─── RECORDED INFORMATION
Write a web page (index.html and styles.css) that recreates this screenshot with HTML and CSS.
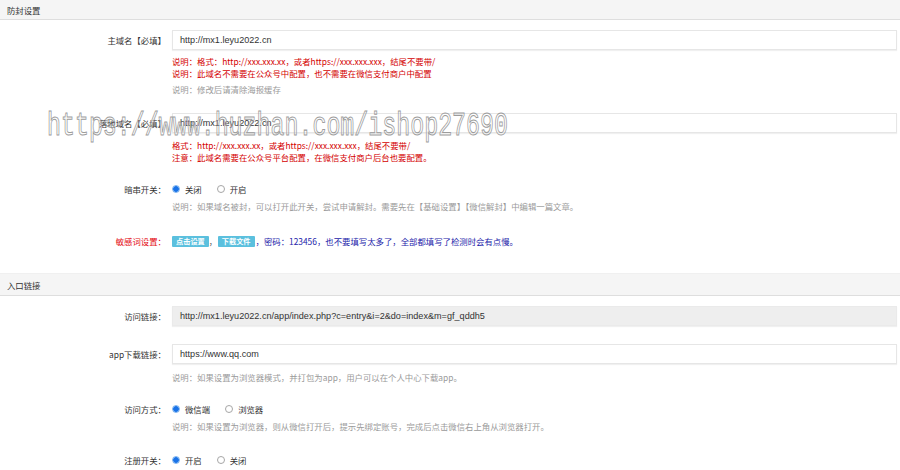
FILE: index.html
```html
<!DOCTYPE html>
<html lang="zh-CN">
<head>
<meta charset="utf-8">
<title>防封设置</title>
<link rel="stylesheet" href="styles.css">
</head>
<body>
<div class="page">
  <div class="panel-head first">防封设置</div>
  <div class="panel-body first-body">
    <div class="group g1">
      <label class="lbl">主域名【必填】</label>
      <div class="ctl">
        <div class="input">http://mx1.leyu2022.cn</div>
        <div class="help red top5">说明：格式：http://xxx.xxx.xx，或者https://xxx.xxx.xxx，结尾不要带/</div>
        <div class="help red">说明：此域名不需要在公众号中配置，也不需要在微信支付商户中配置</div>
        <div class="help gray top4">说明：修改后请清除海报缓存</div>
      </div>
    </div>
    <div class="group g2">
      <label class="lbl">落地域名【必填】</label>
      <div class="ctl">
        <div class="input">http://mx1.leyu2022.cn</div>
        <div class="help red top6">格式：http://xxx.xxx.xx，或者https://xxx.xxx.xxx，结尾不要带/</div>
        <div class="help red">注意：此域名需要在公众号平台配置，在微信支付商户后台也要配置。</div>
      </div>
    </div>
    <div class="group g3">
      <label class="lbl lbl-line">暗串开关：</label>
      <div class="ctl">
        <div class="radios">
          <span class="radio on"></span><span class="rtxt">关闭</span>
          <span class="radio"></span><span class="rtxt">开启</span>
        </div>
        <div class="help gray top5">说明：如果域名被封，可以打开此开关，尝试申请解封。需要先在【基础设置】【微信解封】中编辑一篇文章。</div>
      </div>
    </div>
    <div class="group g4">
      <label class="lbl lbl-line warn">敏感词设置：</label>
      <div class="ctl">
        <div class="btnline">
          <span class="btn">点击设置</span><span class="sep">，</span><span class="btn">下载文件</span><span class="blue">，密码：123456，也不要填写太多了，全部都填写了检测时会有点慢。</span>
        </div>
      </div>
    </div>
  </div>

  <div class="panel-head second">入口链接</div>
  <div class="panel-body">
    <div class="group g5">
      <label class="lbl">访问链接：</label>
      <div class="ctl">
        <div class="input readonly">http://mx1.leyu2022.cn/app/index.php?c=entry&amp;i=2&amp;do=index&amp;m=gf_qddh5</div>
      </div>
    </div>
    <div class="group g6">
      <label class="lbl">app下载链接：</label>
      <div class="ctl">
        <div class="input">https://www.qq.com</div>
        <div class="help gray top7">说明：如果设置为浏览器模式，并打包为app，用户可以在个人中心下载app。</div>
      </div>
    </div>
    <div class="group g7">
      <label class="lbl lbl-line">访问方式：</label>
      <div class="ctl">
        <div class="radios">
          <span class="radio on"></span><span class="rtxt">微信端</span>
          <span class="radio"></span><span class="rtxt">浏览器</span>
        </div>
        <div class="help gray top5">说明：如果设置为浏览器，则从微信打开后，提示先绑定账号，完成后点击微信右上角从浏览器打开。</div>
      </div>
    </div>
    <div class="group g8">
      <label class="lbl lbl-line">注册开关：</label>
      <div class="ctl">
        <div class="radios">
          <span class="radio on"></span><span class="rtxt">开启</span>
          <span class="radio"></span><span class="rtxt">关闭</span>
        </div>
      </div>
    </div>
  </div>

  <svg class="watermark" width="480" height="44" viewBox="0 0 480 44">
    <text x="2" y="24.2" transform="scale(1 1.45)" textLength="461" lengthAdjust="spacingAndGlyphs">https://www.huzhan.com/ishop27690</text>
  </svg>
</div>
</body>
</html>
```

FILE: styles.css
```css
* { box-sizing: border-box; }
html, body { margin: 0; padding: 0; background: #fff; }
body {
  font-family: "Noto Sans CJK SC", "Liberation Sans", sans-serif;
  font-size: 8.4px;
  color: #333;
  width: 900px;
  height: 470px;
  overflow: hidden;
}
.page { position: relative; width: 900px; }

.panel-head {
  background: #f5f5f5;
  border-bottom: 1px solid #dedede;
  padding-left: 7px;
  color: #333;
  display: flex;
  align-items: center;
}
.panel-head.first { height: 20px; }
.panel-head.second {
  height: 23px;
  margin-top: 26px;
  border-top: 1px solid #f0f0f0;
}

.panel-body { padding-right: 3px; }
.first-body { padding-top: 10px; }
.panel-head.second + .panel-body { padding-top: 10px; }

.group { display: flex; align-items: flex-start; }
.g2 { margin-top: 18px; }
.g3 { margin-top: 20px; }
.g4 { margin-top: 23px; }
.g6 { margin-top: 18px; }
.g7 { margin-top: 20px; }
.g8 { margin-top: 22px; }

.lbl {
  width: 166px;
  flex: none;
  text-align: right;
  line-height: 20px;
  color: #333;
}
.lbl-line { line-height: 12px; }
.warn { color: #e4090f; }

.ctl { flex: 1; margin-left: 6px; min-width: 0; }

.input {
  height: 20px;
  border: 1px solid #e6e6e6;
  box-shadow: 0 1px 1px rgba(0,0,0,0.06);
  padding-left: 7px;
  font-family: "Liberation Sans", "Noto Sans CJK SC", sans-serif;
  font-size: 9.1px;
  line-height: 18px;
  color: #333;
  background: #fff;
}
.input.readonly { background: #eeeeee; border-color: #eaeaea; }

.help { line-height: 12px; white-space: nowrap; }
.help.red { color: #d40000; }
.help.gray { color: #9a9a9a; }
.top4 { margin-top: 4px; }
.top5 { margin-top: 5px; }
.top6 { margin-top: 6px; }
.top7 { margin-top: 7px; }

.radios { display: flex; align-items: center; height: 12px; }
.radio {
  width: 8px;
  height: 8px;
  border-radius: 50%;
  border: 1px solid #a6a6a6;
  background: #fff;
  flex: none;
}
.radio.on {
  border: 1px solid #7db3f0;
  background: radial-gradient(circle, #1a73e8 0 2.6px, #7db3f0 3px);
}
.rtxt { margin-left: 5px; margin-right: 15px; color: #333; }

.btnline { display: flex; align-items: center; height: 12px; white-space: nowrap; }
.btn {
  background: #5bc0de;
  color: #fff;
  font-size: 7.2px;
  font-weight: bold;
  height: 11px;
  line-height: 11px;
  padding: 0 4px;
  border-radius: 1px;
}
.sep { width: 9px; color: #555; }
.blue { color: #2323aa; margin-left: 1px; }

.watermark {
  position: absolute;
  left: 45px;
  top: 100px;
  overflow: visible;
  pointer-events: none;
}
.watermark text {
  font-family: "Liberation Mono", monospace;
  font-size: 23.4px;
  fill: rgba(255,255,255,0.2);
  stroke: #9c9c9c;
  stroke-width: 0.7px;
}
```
──────
- **OBJECTIVE**: Copy every line of the data word for word, omitting the images.

- **FINISHED EXERCISE**:
Write a web page (index.html and styles.css) that recreates this screenshot with HTML and CSS.
FILE: index.html
```html
<!DOCTYPE html>
<html lang="zh-CN">
<head>
<meta charset="utf-8">
<title>防封设置</title>
<link rel="stylesheet" href="styles.css">
</head>
<body>
<div class="page">
  <div class="panel-head first">防封设置</div>
  <div class="panel-body first-body">
    <div class="group g1">
      <label class="lbl">主域名【必填】</label>
      <div class="ctl">
        <div class="input">http://mx1.leyu2022.cn</div>
        <div class="help red top5">说明：格式：http://xxx.xxx.xx，或者https://xxx.xxx.xxx，结尾不要带/</div>
        <div class="help red">说明：此域名不需要在公众号中配置，也不需要在微信支付商户中配置</div>
        <div class="help gray top4">说明：修改后请清除海报缓存</div>
      </div>
    </div>
    <div class="group g2">
      <label class="lbl">落地域名【必填】</label>
      <div class="ctl">
        <div class="input">http://mx1.leyu2022.cn</div>
        <div class="help red top6">格式：http://xxx.xxx.xx，或者https://xxx.xxx.xxx，结尾不要带/</div>
        <div class="help red">注意：此域名需要在公众号平台配置，在微信支付商户后台也要配置。</div>
      </div>
    </div>
    <div class="group g3">
      <label class="lbl lbl-line">暗串开关：</label>
      <div class="ctl">
        <div class="radios">
          <span class="radio on"></span><span class="rtxt">关闭</span>
          <span class="radio"></span><span class="rtxt">开启</span>
        </div>
        <div class="help gray top5">说明：如果域名被封，可以打开此开关，尝试申请解封。需要先在【基础设置】【微信解封】中编辑一篇文章。</div>
      </div>
    </div>
    <div class="group g4">
      <label class="lbl lbl-line warn">敏感词设置：</label>
      <div class="ctl">
        <div class="btnline">
          <span class="btn">点击设置</span><span class="sep">，</span><span class="btn">下载文件</span><span class="blue">，密码：123456，也不要填写太多了，全部都填写了检测时会有点慢。</span>
        </div>
      </div>
    </div>
  </div>

  <div class="panel-head second">入口链接</div>
  <div class="panel-body">
    <div class="group g5">
      <label class="lbl">访问链接：</label>
      <div class="ctl">
        <div class="input readonly">http://mx1.leyu2022.cn/app/index.php?c=entry&amp;i=2&amp;do=index&amp;m=gf_qddh5</div>
      </div>
    </div>
    <div class="group g6">
      <label class="lbl">app下载链接：</label>
      <div class="ctl">
        <div class="input">https://www.qq.com</div>
        <div class="help gray top7">说明：如果设置为浏览器模式，并打包为app，用户可以在个人中心下载app。</div>
      </div>
    </div>
    <div class="group g7">
      <label class="lbl lbl-line">访问方式：</label>
      <div class="ctl">
        <div class="radios">
          <span class="radio on"></span><span class="rtxt">微信端</span>
          <span class="radio"></span><span class="rtxt">浏览器</span>
        </div>
        <div class="help gray top5">说明：如果设置为浏览器，则从微信打开后，提示先绑定账号，完成后点击微信右上角从浏览器打开。</div>
      </div>
    </div>
    <div class="group g8">
      <label class="lbl lbl-line">注册开关：</label>
      <div class="ctl">
        <div class="radios">
          <span class="radio on"></span><span class="rtxt">开启</span>
          <span class="radio"></span><span class="rtxt">关闭</span>
        </div>
      </div>
    </div>
  </div>

  <svg class="watermark" width="480" height="44" viewBox="0 0 480 44">
    <text x="2" y="24.2" transform="scale(1 1.45)" textLength="461" lengthAdjust="spacingAndGlyphs">https://www.huzhan.com/ishop27690</text>
  </svg>
</div>
</body>
</html>
```

FILE: styles.css
```css
* { box-sizing: border-box; }
html, body { margin: 0; padding: 0; background: #fff; }
body {
  font-family: "Noto Sans CJK SC", "Liberation Sans", sans-serif;
  font-size: 8.4px;
  color: #333;
  width: 900px;
  height: 470px;
  overflow: hidden;
}
.page { position: relative; width: 900px; }

.panel-head {
  background: #f5f5f5;
  border-bottom: 1px solid #dedede;
  padding-left: 7px;
  color: #333;
  display: flex;
  align-items: center;
}
.panel-head.first { height: 20px; }
.panel-head.second {
  height: 23px;
  margin-top: 26px;
  border-top: 1px solid #f0f0f0;
}

.panel-body { padding-right: 3px; }
.first-body { padding-top: 10px; }
.panel-head.second + .panel-body { padding-top: 10px; }

.group { display: flex; align-items: flex-start; }
.g2 { margin-top: 18px; }
.g3 { margin-top: 20px; }
.g4 { margin-top: 23px; }
.g6 { margin-top: 18px; }
.g7 { margin-top: 20px; }
.g8 { margin-top: 22px; }

.lbl {
  width: 166px;
  flex: none;
  text-align: right;
  line-height: 20px;
  color: #333;
}
.lbl-line { line-height: 12px; }
.warn { color: #e4090f; }

.ctl { flex: 1; margin-left: 6px; min-width: 0; }

.input {
  height: 20px;
  border: 1px solid #e6e6e6;
  box-shadow: 0 1px 1px rgba(0,0,0,0.06);
  padding-left: 7px;
  font-family: "Liberation Sans", "Noto Sans CJK SC", sans-serif;
  font-size: 9.1px;
  line-height: 18px;
  color: #333;
  background: #fff;
}
.input.readonly { background: #eeeeee; border-color: #eaeaea; }

.help { line-height: 12px; white-space: nowrap; }
.help.red { color: #d40000; }
.help.gray { color: #9a9a9a; }
.top4 { margin-top: 4px; }
.top5 { margin-top: 5px; }
.top6 { margin-top: 6px; }
.top7 { margin-top: 7px; }

.radios { display: flex; align-items: center; height: 12px; }
.radio {
  width: 8px;
  height: 8px;
  border-radius: 50%;
  border: 1px solid #a6a6a6;
  background: #fff;
  flex: none;
}
.radio.on {
  border: 1px solid #7db3f0;
  background: radial-gradient(circle, #1a73e8 0 2.6px, #7db3f0 3px);
}
.rtxt { margin-left: 5px; margin-right: 15px; color: #333; }

.btnline { display: flex; align-items: center; height: 12px; white-space: nowrap; }
.btn {
  background: #5bc0de;
  color: #fff;
  font-size: 7.2px;
  font-weight: bold;
  height: 11px;
  line-height: 11px;
  padding: 0 4px;
  border-radius: 1px;
}
.sep { width: 9px; color: #555; }
.blue { color: #2323aa; margin-left: 1px; }

.watermark {
  position: absolute;
  left: 45px;
  top: 100px;
  overflow: visible;
  pointer-events: none;
}
.watermark text {
  font-family: "Liberation Mono", monospace;
  font-size: 23.4px;
  fill: rgba(255,255,255,0.2);
  stroke: #9c9c9c;
  stroke-width: 0.7px;
}
```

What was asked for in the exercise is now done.